DATA RECORDS.
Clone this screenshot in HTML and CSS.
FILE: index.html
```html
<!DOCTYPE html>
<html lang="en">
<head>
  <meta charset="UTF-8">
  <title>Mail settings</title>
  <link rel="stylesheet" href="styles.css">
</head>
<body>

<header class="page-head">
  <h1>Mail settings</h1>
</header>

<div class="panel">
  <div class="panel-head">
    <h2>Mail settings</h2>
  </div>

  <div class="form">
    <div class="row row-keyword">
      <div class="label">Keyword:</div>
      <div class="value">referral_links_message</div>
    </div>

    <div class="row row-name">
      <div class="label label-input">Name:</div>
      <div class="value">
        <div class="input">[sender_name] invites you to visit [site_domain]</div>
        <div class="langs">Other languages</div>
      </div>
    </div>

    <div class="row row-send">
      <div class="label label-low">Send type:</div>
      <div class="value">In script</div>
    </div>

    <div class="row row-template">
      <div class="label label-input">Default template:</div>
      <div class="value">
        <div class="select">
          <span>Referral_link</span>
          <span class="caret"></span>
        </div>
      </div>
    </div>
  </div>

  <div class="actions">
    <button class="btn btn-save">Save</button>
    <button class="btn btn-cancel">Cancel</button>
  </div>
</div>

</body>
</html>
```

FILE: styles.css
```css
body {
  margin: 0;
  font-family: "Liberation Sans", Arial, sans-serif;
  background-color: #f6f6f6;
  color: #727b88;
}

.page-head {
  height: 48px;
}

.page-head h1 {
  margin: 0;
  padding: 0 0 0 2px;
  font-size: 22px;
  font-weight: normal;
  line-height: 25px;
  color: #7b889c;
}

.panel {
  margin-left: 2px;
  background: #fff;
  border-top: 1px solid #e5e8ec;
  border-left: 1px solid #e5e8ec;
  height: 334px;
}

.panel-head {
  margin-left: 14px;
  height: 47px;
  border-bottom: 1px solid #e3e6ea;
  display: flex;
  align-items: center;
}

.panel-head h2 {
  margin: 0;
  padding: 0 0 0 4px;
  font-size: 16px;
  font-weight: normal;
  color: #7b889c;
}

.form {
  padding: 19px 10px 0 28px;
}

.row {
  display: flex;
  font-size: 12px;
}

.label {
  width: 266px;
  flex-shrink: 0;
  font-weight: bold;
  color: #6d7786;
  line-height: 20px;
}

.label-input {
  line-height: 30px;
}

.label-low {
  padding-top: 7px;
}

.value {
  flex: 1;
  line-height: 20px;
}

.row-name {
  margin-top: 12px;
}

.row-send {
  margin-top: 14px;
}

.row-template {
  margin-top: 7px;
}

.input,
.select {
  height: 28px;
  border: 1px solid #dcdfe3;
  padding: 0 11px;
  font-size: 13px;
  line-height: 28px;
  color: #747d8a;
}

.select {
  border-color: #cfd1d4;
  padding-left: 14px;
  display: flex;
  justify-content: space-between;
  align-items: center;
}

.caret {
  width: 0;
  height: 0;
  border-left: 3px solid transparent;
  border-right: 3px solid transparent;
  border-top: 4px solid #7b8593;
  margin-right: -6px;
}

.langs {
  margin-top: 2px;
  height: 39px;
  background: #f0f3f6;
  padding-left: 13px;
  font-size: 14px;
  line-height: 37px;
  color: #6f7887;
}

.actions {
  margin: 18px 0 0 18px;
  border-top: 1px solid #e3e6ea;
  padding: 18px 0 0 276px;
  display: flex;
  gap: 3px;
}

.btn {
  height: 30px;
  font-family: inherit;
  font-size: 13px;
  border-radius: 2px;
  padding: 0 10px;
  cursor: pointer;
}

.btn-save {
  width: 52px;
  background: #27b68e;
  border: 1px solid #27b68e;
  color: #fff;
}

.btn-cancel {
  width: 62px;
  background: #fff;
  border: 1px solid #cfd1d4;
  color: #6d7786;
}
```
* * *
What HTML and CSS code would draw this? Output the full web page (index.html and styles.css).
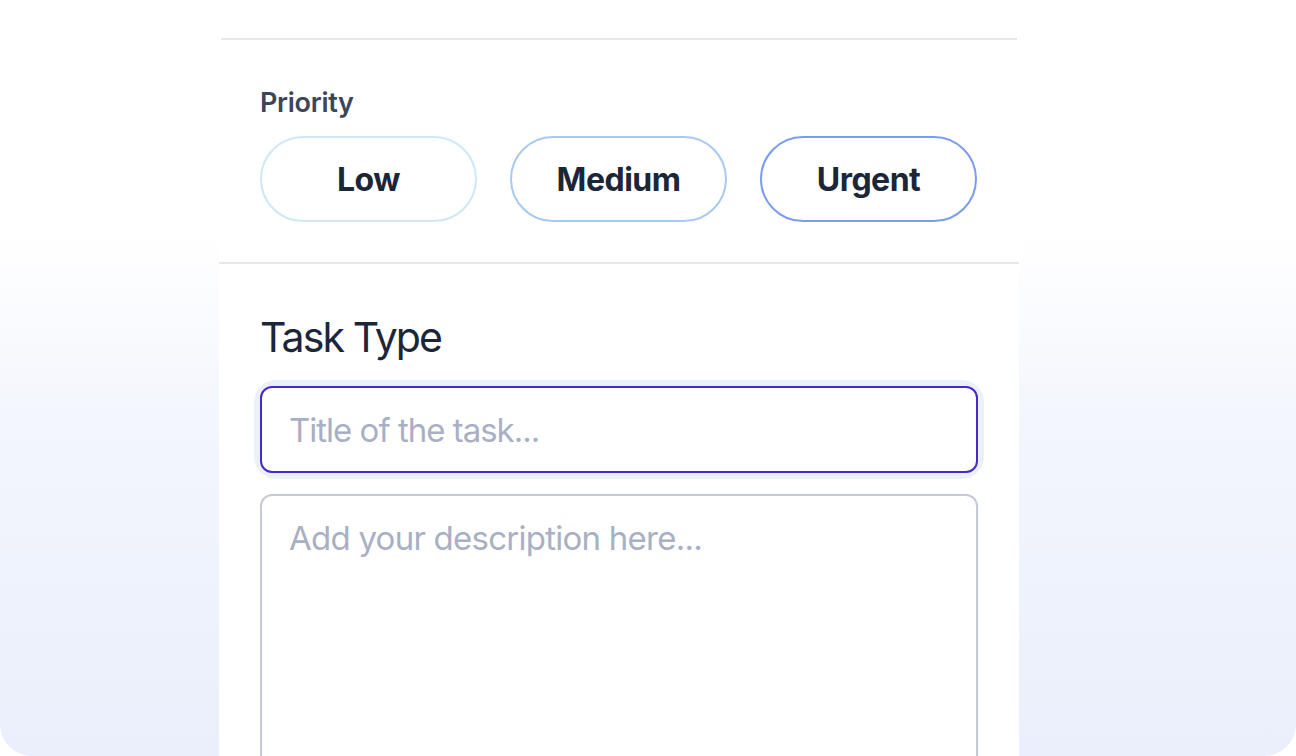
---
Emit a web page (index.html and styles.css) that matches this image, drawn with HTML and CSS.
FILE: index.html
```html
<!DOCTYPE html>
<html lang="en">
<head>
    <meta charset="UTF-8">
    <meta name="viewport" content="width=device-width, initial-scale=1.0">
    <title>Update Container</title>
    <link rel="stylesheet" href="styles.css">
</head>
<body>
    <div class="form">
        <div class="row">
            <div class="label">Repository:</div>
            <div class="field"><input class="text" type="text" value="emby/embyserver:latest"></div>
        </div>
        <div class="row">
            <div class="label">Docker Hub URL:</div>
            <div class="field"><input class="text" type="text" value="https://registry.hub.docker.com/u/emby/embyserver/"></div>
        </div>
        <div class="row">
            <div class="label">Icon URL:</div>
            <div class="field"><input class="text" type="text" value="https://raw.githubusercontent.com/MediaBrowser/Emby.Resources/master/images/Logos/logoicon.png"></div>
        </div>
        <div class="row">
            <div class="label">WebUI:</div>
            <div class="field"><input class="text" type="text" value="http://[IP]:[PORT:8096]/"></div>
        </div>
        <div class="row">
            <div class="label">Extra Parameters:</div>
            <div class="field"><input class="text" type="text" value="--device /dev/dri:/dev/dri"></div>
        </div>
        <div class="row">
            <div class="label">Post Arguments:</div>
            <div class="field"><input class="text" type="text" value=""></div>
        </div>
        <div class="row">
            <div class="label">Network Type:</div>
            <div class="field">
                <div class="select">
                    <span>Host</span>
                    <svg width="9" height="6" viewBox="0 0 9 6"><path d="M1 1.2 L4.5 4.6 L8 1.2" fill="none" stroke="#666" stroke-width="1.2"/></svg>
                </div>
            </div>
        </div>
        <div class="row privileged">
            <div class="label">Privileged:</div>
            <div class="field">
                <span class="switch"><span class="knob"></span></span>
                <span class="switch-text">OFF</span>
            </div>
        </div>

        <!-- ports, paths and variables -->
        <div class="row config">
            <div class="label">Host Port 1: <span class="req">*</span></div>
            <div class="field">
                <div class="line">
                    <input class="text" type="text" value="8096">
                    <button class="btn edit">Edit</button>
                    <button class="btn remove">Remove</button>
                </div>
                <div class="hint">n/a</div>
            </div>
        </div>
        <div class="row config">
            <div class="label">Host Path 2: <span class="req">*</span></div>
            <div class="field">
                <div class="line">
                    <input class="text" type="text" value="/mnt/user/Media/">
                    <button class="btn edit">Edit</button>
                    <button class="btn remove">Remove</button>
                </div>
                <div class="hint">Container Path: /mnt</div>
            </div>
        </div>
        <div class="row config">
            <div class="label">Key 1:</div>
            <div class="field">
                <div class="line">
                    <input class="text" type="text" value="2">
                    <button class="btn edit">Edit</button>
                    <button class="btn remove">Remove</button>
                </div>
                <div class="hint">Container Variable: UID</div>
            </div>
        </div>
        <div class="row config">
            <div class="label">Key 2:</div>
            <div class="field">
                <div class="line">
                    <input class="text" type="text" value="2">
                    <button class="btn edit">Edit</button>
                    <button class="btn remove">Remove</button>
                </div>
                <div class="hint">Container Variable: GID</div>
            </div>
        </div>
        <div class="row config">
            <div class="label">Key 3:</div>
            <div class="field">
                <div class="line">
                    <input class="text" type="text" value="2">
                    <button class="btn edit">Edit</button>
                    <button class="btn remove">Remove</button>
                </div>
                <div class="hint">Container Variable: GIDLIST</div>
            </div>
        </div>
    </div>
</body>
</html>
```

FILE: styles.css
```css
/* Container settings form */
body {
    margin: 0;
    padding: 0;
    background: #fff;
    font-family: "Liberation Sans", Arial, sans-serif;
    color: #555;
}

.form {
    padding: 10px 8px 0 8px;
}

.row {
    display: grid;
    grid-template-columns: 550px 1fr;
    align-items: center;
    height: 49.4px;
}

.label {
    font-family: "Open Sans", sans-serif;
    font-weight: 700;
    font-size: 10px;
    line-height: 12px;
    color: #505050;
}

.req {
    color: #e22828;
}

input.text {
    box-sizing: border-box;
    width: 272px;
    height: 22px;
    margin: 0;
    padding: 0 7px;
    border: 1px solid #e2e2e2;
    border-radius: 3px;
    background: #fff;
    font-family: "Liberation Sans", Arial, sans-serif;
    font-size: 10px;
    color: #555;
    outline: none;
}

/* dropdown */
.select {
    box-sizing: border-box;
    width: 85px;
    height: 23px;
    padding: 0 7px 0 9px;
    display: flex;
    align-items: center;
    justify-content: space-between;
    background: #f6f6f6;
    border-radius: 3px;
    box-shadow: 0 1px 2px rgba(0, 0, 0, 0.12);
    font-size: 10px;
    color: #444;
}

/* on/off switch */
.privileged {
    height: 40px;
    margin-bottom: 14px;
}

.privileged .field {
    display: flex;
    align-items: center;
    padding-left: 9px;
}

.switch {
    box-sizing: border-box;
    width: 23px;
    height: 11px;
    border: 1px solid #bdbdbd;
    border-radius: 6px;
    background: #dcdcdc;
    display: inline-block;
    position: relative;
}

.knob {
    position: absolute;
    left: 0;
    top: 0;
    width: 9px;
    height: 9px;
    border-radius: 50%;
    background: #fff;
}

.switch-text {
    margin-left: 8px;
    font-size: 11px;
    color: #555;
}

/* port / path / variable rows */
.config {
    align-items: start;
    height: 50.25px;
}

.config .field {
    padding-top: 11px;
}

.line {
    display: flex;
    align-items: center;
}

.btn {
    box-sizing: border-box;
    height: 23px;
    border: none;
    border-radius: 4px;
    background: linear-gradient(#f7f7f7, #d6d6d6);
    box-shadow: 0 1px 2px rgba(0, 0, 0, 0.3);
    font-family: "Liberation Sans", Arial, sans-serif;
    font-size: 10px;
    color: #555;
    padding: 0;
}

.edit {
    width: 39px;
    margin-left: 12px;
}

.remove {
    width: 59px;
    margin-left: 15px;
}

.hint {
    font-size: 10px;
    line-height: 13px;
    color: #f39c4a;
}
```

TASK DIRECTIONS. Check every line for "styles" and show the ones that have it.

WORKED ANSWER.
  <link rel="stylesheet" href="styles.css">
FILE: styles.css
What HTML and CSS code would draw this? Output the full web page (index.html and styles.css).
Emit a web page (index.html and styles.css) that matches this image, drawn with HTML and CSS.
    <link rel="stylesheet" href="styles.css">
FILE: styles.css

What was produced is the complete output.